“Nous n’avons pas les moyens de mettre en oeuvre cette stratégie”
Vous n’êtes pas favorable à l’application de la stratégie « zéro Covid » en France. Pourquoi ?
Je ne suis pas contre cette stratégie dans l’absolu, j’y étais d’ailleurs favorable au printemps 2020. Mais je n’y crois plus parce que j’ai compris, à l’épreuve des faits, que nous ne sommes pas en mesure de la mettre en oeuvre en France. J’en veux pour preuve le fait que nous avons eu deux occasions de l’appliquer, d’abord en mai 2020 après le premier confinement pour tarir les foyers épidémiques persistants, puis en juillet 2020, lorsque le nombre quotidien de contaminations était très faible, ce qui aurait dû permettre de remonter aux sources et de casser les chaînes de contamination. Or, lors de ces deux occasions, nous avons échoué.
Comment l’expliquez-vous ?
La stratégie zéro Covid nécessite une politique de santé publique et des moyens qui nous font défaut. Elle requiert tout d’abord un dispositif « tester/tracer/isoler » très efficace, reposant sur des professionnels en nombre suffisant dont nous ne disposons pas. Elle réclame aussi une stratégie claire en matière d’isolement des malades et de contrôle des frontières, que nous n’avons pas non plus, et elle nécessite une réactivité importante avec des mesures de reconfinement strict dès la réapparition de quelques cas, ce que le gouvernement n’est pas enclin à faire. Dans le fond, il nous manque des instances de santé publique capables de répondre à des crises de grande ampleur, autant de failles qui expliquent ces occasions manquées. Il faudra d’ailleurs impérativement tirer les leçons de ces défaillances que partagent d’autres pays européens, une fois la crise terminée.
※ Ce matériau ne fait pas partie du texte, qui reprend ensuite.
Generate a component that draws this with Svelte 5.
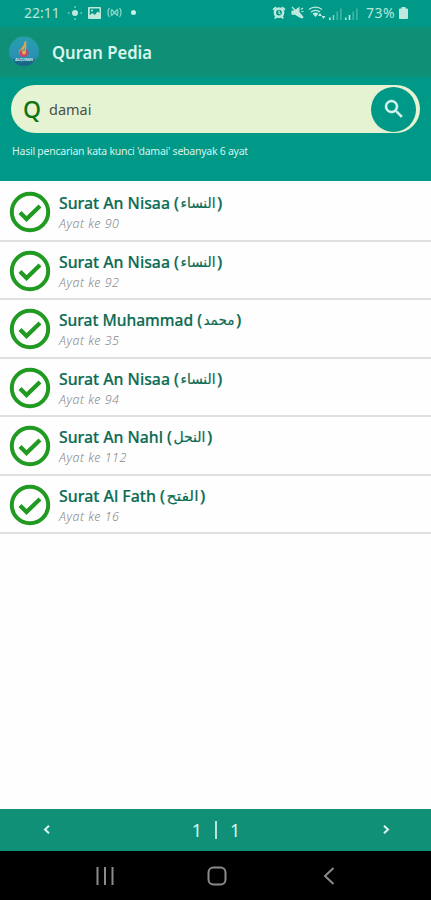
<script lang="ts">
  type Ayat = { surat: string; arab: string; ayat: number; start: number; width: number };

  let keyword = $state('damai');
  let page = $state(1);
  const pages = 1;

  // start: where the arabic name begins, width: how long it runs
  const results: Ayat[] = [
    { surat: 'An Nisaa', arab: 'النساء', ayat: 90, start: 121, width: 36 },
    { surat: 'An Nisaa', arab: 'النساء', ayat: 92, start: 121, width: 36 },
    { surat: 'Muhammad', arab: 'محمد', ayat: 35, start: 144, width: 32 },
    { surat: 'An Nisaa', arab: 'النساء', ayat: 94, start: 121, width: 36 },
    { surat: 'An Nahl', arab: 'النحل', ayat: 112, start: 114, width: 33 },
    { surat: 'Al Fath', arab: 'الفتح', ayat: 16, start: 107, width: 33 }
  ];
</script>

<div class="screen">
  <div class="status">
    <span class="time">22:11</span>
    <svg class="sun" width="16" height="14" viewBox="0 0 16 14">
      <circle cx="8" cy="7" r="3" />
      <path d="M7.400 0h1.300v2H7.400zM7.400 12h1.300v2H7.400zM1 6.300h1.500v1.500H1zM13.500 6.300H15v1.500h-1.500z" opacity=".7" />
    </svg>
    <svg class="picture" width="13" height="12" viewBox="0 0 13 12">
      <path fill-rule="evenodd" d="M1 0h11a1 1 0 0 1 1 1v10a1 1 0 0 1-1 1H1a1 1 0 0 1-1-1V1a1 1 0 0 1 1-1zm.7 1.600v6.600L4.400 6l2.300 2 3-3.500 1.800 1.600V1.600z" />
      <circle cx="4" cy="3.600" r="1" />
    </svg>
    <svg class="cast" width="15" height="11" viewBox="0 0 15 11">
      <path class="line" d="M2.500 1C.5 3 .5 8 2.500 10M5 2c-1.200 1.700-1.200 5.300 0 7M12.500 1c2 2 2 7 0 9M10 2c1.200 1.700 1.200 5.300 0 7M5 3l5 5M10 3L5 8" />
    </svg>
    <i class="dot"></i>

    <svg class="alarm" width="14" height="13" viewBox="0 0 14 13">
      <path fill-rule="evenodd" d="M7 1.200a5.400 5.400 0 1 1 0 10.800A5.400 5.400 0 0 1 7 1.200zm0 2.500a2.900 2.900 0 1 0 0 5.800 2.900 2.900 0 0 0 0-5.800z" />
      <path d="M.5 3L3.500.5l1.200 1.200-3 2.700zM13.500 3L10.500.5 9.300 1.700l3 2.700zM2 12l1.500-2 1.500 1.200L3.500 13zM12 12l-1.500-2L9 11.200l1.500 1.800z" />
      <path class="line" d="M7 4.500V7l1.500 1" />
    </svg>
    <svg class="mute" width="13" height="13" viewBox="0 0 13 13">
      <path d="M.5 4.500h2.500L8.500.8V6l4 5-1.500 1.500L8.500 11.500 4 8.800H.5z" />
      <path class="line" d="M1 1l11 11M10 3.500l2-1.500M10.500 5.500h2" />
    </svg>
    <svg class="wifi" width="18" height="13" viewBox="0 0 18 13">
      <path class="line" d="M1 3.500C4.500.3 10.500.3 14 3.500M3 6c2.500-2.300 6.500-2.300 9 0" />
      <path d="M4.500 7.500c2-1.500 4-1.500 6 0l-3 3.500zM12 7l2 3h-4zM15.500 13l-2-3h4z" />
    </svg>
    <svg class="signal" width="13" height="12" viewBox="0 0 13 12">
      <path d="M0 9.500h1.700V12H0z" /><path d="M3.700 7h1.500v5H3.700z" opacity=".7" />
      <path d="M7.500 3.500h1.400V12H7.500zM11.200.5h1.400V12h-1.400z" opacity=".4" />
    </svg>
    <svg class="signal" width="13" height="12" viewBox="0 0 13 12">
      <path d="M0 9.500h1.500V12H0zM3.700 7h1.600v5H3.700z" />
      <path d="M7.500 3.500h1.400V12H7.500zM11.200.5h1.400V12h-1.400z" opacity=".4" />
    </svg>
    <span class="percent">73%</span>
    <svg class="battery" width="9" height="12" viewBox="0 0 9 12">
      <path d="M2.500 0h4v1.500H8a1 1 0 0 1 1 1V11a1 1 0 0 1-1 1H1a1 1 0 0 1-1-1V2.500a1 1 0 0 1 1-1h1.500z" />
    </svg>
  </div>

  <header>
    <svg class="logo" width="32" height="32" viewBox="0 0 32 32">
      <defs>
        <linearGradient id="sky" x1="0" y1="0" x2="0" y2="1">
          <stop offset="0" stop-color="#279fad" />
          <stop offset=".65" stop-color="#2c91b5" />
          <stop offset="1" stop-color="#1a7590" />
        </linearGradient>
      </defs>
      <circle cx="16" cy="15.500" r="15" fill="url(#sky)" />
      <path d="M16.500 5.500c1.500 4 .5 7-2 9-2 1.500-3 2.500-2.500 4.500-3-3 0-5 1.500-7s3-4 3-6.500z" fill="#e8a14d" />
      <path d="M17.500 5v11" stroke="#d9a45c" stroke-width="1.500" />
      <path d="M14 13c-3 2-3.500 5-1.500 7 3 2 8 1 8-3 0-2-1-3.500-2.500-4 .5 3-1 5-3 4.500-2-.5-2-2.500-1-4.500z" fill="#c6476d" />
      <circle cx="16" cy="16.500" r="2" fill="#e9ad44" />
      <path d="M5 23h22c-2 5-6 7-11 7s-9-2-11-7z" fill="#125f7e" opacity=".7" />
      <text x="16" y="25" text-anchor="middle" textLength="18">ALQURAN</text>
    </svg>
    <svg class="name" width="110" height="26"><text x="0" y="19.500" textLength="100" lengthAdjust="spacingAndGlyphs">Quran Pedia</text></svg>
  </header>

  <section class="search">
    <div class="box">
      <span class="q">Q</span>
      <input bind:value={keyword} aria-label="Kata kunci" />
      <button class="go" aria-label="Cari">
        <svg width="24" height="24" viewBox="0 0 24 24">
          <path d="M15.500 14h-.79l-.28-.27A6.470 6.470 0 0 0 16 9.500 6.500 6.500 0 1 0 9.500 16c1.610 0 3.090-.59 4.230-1.570l.27.28v.79l5 4.990L20.490 19l-4.990-5zm-6 0C7.010 14 5 11.990 5 9.500S7.010 5 9.500 5 14 7.010 14 9.500 11.990 14 9.500 14z" />
        </svg>
      </button>
    </div>
    <p>Hasil pencarian kata kunci '{keyword}' sebanyak {results.length} ayat</p>
  </section>

  <ul>
    {#each results as r}
      <li>
        <svg class="check" width="42" height="42" viewBox="0 0 42 42">
          <circle cx="21" cy="21" r="18.200" />
          <path d="M11 21.500l6.500 6.500L31 15" />
        </svg>
        <div>
          <svg class="title" width="200" height="26">
            <text x="0" y="19" textLength={r.start - 1} lengthAdjust="spacingAndGlyphs">Surat {r.surat} (</text>
            <text class="arab" x={r.start + 0.5} y="18" textLength={r.width - 1} lengthAdjust="spacingAndGlyphs">{r.arab}</text>
            <text x={r.start + r.width + 1} y="19">)</text>
          </svg>
          <span class="ayat">Ayat ke {r.ayat}</span>
        </div>
      </li>
    {/each}
  </ul>

  <footer>
    <button aria-label="Sebelumnya" onclick={() => { if (page > 1) page -= 1 }}>
      <svg width="8" height="12" viewBox="0 0 8 12"><path d="M6 1.700L2 5.500l4 3.800" /></svg>
    </button>
    <div class="pages"><span>{page}</span><i></i><span>{pages}</span></div>
    <button aria-label="Berikutnya" onclick={() => { if (page < pages) page += 1 }}>
      <svg width="8" height="12" viewBox="0 0 8 12"><path d="M2 1.700l4 3.800-4 3.800" /></svg>
    </button>
  </footer>

  <nav>
    <svg width="18" height="18" viewBox="0 0 18 18"><path d="M1.500 0v18M9 0v18M16.500 0v18" /></svg>
    <svg class="home" width="20" height="20" viewBox="0 0 20 20"><rect x="1.500" y="1.500" width="17" height="17" rx="5" /></svg>
    <svg width="12" height="18" viewBox="0 0 12 18"><path d="M10.500 1L2 9l8.500 8" /></svg>
  </nav>
</div>

<style>
:global(body){
  margin: 0;
}
.screen{
  display: flex;
  flex-direction: column;
  width: 431px;
  height: 900px;
  background: #fefefe;
  font-family: "Noto Sans", "DejaVu Sans", sans-serif;
  overflow: hidden;
}
svg{
  display: block;
  flex: none;
}
button{
  border: 0;
  padding: 0;
  background: none;
  display: flex;
  align-items: center;
  justify-content: center;
}
.status{
  height: 27px;
  flex: none;
  box-sizing: border-box;
  padding: 0 0 2px 24px;
  display: flex;
  align-items: center;
  background: #009987;
  color: #b9e6dc;
  font-size: 14px;
}
.status svg{
  fill: #bfe9df;
}
.status .line{
  fill: none;
  stroke: #bfe9df;
  stroke-width: 1.2;
}
.time{
  width: 43px;
}
.picture{
  margin-left: 5px;
}
.cast{
  margin-left: 6px;
  opacity: .75;
}
.dot{
  width: 5px;
  height: 5px;
  margin-left: 9px;
  border-radius: 50%;
  background: #c8eee4;
}
.alarm{
  margin-left: 136px;
}
.mute{
  margin-left: 5px;
}
.wifi{
  margin-left: 4px;
}
.signal{
  margin: 3px 0 0 3px;
}
.percent{
  width: 33px;
  margin-left: 8px;
  letter-spacing: 0.5px;
}
header{
  height: 50px;
  flex: none;
  display: flex;
  align-items: center;
  padding-left: 8px;
  background: #0f8f75;
}
.logo text{
  font-size: 4px;
  font-weight: 700;
  fill: #c9e8ee;
}
.name{
  margin-left: 12px;
}
.name text{
  font-size: 18.5px;
  font-weight: 600;
  fill: #d7f6ee;
}
.search{
  height: 104px;
  flex: none;
  padding: 8px 11px 0;
  box-sizing: border-box;
  background: #009987;
}
.box{
  display: flex;
  align-items: center;
  height: 48px;
  box-sizing: border-box;
  padding: 0 4px 0 12px;
  border-radius: 24px;
  background: #e6f3d3;
}
.q{
  width: 26px;
  color: #127312;
  font-size: 23px;
  font-weight: 500;
  line-height: 46px;
}
input{
  flex: 1;
  min-width: 0;
  padding: 0;
  border: 0;
  outline: 0;
  background: none;
  color: #46514a;
  font: 14.5px "Noto Sans", sans-serif;
}
.go{
  width: 45px;
  height: 45px;
  border-radius: 50%;
  background: #009987;
}
.go svg{
  fill: #d9f6f0;
  stroke: #d9f6f0;
  stroke-width: .5;
}
p{
  margin: 9px 0 0 1px;
  color: #d5f3ed;
  font-size: 10.5px;
  line-height: 18px;
  letter-spacing: -0.25px;
  white-space: nowrap;
}
ul{
  flex: 1;
  margin: 0;
  padding: 2px 0 0;
  list-style: none;
}
li{
  display: flex;
  height: 58.5px;
  box-sizing: border-box;
  padding: 8px 0 0 9px;
  border-bottom: 2px solid #dfdfdf;
}
.check{
  fill: none;
  stroke: #219a21;
  stroke-width: 4;
}
.check path{
  stroke-width: 4.2;
}
li div{
  margin-left: 8px;
}
.title{
  margin-top: -1px;
}
.title text{
  font-size: 17px;
  font-weight: 500;
  fill: #0b6b53;
  stroke: #0b6b53;
  stroke-width: .2px;
}
.title .arab{
  font-size: 14px;
  font-weight: 400;
}
.ayat{
  display: block;
  margin-top: -1px;
  color: #8a8a8a;
  font-size: 12.5px;
  font-style: italic;
  font-weight: 300;
  line-height: 18px;
  letter-spacing: 0.5px;
}
footer{
  height: 42px;
  flex: none;
  display: flex;
  align-items: center;
  justify-content: space-between;
  padding: 0 41px 0 43px;
  background: #0f9077;
  color: #d5f5ec;
}
footer button svg{
  fill: none;
  stroke: #dcf8f0;
  stroke-width: 2;
}
.pages{
  display: flex;
  align-items: center;
  gap: 13px;
  margin-right: 1px;
  font-size: 18px;
}
.pages i{
  width: 2px;
  height: 18px;
  background: #b5e6d9;
}
nav{
  height: 49px;
  flex: none;
  box-sizing: border-box;
  display: flex;
  align-items: center;
  justify-content: space-between;
  padding: 0 96px;
  background: #000;
}
nav svg{
  fill: none;
  stroke: #8b8b8b;
  stroke-width: 2;
}
.home{
  margin-right: 4px;
}
</style>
Serait-ce aussi un problème culturel ? La stratégie zéro Covid requiert une grande fermeté, notamment dans l’application et le respect des mesures d’isolement et de quarantaine.
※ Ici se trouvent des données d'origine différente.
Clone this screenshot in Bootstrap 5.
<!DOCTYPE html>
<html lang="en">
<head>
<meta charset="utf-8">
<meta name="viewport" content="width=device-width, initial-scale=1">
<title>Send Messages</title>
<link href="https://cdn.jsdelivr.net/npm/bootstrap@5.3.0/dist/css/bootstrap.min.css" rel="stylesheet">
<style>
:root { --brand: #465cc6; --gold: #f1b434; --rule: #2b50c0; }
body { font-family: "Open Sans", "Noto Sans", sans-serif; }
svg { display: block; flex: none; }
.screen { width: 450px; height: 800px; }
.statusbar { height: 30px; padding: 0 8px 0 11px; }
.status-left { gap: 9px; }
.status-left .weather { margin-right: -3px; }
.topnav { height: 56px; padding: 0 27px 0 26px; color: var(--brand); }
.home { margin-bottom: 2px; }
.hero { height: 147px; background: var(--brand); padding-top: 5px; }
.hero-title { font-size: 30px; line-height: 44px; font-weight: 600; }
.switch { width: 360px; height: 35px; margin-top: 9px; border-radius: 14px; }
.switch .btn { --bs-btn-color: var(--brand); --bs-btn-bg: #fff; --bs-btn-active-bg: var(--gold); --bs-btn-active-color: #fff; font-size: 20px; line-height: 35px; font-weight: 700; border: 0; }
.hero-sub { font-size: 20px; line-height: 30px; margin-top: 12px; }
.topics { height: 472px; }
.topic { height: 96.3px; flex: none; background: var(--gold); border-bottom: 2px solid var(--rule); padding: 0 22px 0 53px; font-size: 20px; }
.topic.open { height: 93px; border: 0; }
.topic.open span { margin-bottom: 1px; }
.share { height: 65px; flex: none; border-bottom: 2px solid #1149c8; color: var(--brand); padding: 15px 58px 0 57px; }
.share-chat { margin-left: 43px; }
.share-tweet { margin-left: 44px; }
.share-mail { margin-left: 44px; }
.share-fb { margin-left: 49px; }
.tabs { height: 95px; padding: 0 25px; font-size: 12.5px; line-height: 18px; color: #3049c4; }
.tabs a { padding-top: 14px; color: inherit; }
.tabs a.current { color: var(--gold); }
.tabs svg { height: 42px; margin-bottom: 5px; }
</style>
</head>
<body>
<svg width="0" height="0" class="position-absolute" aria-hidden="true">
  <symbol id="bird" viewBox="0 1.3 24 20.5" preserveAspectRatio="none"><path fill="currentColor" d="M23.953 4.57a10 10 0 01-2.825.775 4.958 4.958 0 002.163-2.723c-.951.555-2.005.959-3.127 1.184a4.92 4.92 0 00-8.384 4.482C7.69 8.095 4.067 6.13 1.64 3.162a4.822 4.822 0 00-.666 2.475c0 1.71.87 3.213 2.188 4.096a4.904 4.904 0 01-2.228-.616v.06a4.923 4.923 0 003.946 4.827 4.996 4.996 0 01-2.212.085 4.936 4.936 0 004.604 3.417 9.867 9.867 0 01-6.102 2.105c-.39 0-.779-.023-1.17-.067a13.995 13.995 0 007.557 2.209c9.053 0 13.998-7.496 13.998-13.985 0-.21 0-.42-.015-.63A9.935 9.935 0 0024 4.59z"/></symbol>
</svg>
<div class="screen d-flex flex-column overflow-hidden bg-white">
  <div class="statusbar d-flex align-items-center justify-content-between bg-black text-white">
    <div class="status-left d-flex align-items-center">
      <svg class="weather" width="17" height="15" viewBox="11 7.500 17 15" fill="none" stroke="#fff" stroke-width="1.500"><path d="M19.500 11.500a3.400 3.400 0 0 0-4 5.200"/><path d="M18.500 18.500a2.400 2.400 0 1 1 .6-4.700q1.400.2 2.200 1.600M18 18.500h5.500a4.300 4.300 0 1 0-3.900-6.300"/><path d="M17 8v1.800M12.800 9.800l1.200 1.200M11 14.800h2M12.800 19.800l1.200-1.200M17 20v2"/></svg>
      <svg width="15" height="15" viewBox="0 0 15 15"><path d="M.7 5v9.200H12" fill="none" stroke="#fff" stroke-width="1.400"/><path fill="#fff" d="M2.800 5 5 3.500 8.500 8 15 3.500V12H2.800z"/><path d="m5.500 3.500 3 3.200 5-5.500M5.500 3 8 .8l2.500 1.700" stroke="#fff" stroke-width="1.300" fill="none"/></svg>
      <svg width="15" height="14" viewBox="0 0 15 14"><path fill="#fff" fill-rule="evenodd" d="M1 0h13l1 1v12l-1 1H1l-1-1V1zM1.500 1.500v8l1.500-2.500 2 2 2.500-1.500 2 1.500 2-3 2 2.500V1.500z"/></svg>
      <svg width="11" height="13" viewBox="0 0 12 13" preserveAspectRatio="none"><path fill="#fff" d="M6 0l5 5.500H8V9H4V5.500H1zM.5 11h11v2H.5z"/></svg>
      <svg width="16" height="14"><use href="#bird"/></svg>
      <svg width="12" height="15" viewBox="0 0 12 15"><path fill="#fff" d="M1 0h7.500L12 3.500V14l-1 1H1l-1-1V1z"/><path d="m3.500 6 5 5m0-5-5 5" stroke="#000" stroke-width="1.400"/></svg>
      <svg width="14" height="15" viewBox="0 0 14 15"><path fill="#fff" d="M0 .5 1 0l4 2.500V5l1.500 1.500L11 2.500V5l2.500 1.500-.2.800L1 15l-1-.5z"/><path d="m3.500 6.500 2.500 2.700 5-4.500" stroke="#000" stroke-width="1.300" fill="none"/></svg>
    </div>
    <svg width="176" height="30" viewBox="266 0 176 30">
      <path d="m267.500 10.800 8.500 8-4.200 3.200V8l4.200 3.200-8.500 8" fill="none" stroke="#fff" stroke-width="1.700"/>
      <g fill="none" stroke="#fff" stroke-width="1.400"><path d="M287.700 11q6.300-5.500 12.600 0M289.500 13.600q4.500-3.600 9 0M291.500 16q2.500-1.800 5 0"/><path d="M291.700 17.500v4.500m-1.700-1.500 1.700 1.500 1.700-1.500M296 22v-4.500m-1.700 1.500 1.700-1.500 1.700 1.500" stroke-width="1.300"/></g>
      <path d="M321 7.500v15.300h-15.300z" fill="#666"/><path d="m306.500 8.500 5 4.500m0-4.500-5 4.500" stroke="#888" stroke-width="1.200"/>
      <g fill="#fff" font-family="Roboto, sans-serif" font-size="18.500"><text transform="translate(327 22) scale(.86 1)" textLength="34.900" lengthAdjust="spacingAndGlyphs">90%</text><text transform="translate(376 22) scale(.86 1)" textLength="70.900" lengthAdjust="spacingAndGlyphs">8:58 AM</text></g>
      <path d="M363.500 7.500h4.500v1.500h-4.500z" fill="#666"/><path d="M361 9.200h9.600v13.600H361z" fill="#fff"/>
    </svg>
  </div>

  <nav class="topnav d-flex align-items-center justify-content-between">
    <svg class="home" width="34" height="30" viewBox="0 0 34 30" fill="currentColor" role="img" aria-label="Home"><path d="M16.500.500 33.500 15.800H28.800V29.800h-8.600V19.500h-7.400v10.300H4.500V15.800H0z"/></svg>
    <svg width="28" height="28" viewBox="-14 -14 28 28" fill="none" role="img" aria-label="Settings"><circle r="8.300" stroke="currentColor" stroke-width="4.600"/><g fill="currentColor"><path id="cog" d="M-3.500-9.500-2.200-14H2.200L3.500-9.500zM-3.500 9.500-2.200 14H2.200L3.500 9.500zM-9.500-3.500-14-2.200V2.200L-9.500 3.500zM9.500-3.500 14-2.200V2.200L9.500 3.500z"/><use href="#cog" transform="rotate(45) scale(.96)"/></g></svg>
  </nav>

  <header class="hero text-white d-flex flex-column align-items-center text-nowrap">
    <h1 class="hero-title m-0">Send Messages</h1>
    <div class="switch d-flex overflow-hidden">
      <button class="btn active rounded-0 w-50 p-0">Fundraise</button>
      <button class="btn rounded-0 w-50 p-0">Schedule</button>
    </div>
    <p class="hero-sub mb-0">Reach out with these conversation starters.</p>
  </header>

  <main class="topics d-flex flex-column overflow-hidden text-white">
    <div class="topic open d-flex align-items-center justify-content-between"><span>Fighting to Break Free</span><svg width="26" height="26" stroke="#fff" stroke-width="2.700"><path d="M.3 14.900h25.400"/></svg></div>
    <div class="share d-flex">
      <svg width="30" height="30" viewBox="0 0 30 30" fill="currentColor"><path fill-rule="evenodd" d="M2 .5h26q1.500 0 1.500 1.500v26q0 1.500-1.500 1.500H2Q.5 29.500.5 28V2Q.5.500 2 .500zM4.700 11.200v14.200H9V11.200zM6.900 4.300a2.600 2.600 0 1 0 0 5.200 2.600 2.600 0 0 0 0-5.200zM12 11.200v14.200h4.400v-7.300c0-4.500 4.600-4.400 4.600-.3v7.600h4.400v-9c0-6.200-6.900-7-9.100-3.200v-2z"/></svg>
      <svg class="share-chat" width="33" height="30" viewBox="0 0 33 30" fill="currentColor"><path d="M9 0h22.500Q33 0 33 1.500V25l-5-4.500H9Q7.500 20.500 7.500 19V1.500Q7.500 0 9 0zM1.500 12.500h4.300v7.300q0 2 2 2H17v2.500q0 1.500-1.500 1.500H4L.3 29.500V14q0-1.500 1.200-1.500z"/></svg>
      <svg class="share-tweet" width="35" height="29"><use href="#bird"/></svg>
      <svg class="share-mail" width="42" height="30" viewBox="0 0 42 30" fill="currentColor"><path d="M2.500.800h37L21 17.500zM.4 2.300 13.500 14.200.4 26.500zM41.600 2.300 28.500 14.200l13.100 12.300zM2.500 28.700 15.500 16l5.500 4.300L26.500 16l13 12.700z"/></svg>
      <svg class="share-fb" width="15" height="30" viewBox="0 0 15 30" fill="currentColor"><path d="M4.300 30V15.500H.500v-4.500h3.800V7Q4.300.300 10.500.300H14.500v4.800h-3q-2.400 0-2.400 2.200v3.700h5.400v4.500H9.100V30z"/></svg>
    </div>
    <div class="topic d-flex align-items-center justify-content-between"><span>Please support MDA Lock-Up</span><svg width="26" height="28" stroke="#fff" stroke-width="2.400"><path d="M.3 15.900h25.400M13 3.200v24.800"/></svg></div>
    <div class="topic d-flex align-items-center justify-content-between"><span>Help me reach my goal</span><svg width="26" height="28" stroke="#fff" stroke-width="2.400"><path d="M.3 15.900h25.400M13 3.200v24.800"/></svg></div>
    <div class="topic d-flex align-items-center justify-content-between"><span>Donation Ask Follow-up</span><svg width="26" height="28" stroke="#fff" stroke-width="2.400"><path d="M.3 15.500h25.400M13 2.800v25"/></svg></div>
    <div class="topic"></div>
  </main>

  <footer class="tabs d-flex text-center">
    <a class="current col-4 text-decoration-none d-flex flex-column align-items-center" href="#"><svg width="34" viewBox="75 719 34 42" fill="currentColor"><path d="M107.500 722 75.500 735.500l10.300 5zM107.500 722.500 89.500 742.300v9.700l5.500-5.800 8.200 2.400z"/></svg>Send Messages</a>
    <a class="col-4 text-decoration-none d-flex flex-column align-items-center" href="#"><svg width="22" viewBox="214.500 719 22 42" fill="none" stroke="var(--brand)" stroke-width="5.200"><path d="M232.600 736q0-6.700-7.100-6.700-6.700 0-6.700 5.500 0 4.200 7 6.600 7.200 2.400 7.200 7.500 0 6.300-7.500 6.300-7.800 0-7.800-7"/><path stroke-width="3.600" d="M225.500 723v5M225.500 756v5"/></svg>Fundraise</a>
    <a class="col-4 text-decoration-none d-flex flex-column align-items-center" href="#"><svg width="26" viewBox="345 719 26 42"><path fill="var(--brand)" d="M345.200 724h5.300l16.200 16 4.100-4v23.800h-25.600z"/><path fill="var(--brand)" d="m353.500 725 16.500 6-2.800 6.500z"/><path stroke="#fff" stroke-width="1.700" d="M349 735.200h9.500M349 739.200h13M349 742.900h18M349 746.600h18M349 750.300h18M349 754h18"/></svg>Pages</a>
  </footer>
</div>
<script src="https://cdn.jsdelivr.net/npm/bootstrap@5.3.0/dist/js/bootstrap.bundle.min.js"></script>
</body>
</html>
Je ne crois pas. Il suffit de voir comment les Français se sont approprié le port du masque, par exemple, alors qu’on aurait pu penser, il y a seulement un an, qu’il leur serait beaucoup plus difficile d’adopter cette mesure de freinage, très éloignée, elle aussi, de leurs habitudes culturelles.
Dans ces conditions, la vaccination reste-t-elle notre seul espoir de renouer un jour avec une vie normale ?
Oui. La vaccination est notre meilleure arme à moyen terme, avec deux facteurs d’optimisme : l’efficacité très élevée des vaccins, plus 95 % pour certains, un atout essentiel pour contrôler une épidémie, et une nouvelle technologie, l’ARN-messager, permettant une adaptation rapide des vaccins aux nouveaux variants. Même des pays ayant misé avec succès sur la stratégie zéro Covid comme la Corée du Sud en ont commandé en masse il y a un mois.